Growing up, I was always told that my maternal great-grandfather, Wong Siew Fah, was a ladies’ man. He had two daughters with my great-grandmother, Lucy Tsen, one of whom was my grandmother Alice Wong. He also had four sons by, as far as I know, two different women, maybe more. Two of these sons were raised by my great-grandmother. One of them was not formally acknowledged. The fourth remains a mystery — I asked one of my sisters about him as well as the unacknowledged son and her response was, ‘I hope you don’t write about all that. Don’t offend the living.’
I remember stories about my great-grandparents’ silent war as a result of his philandering. My great-grandmother stopped speaking to him after a time and would pass messages through other people in the household, even if he was right there in the same room as she was: ‘Tell your father/grandfather ….’ Apparently, she eventually told him to leave and stay elsewhere. Still, she raised his sons by another woman and, so I’ve been told, favoured them over her own daughters. (Like most Chinese women of her generation (and not just her generation), she was obviously taught to value boys more than girls.)

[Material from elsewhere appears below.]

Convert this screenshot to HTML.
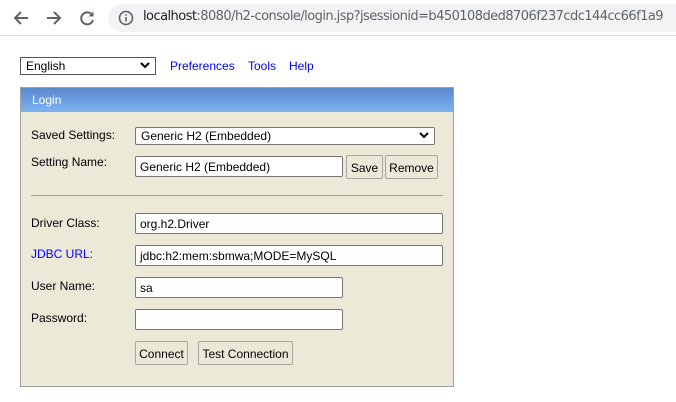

That unacknowledged great-uncle of mine was the result of my great-grandfather’s affair with a woman who came to live with the family after her husband had been killed by the Japanese. She had two young daughters and it’s said that my great-grandmother took pity on her and gave her work as a housemaid. One of the two young daughters became my mother’s close friend and so I saw a lot of the family while I was growing up, and I knew the woman who had been seduced by my great-grandfather.
I don’t rate Wong Siew Fah’s looks but it seems like he knew how to turn on the charm. Then again, a poor, lonely widow with two young daughters to raise might not have felt in the position to reject the sexual advances of the relatively wealthy husband of her employer. I guess we will never know what actually transpired.
Wong Siew Fah was by no means the only badly behaved man in my family. I have various philandering uncles, most of whom were married to saintly women who forgave and forgot, and all but took their men back once the thrill of their affairs had worn off; their subsequent relationships broken down; or ill health had forced a realisation and admission of error. I won’t go into too much detail so as not to ‘offend the living’.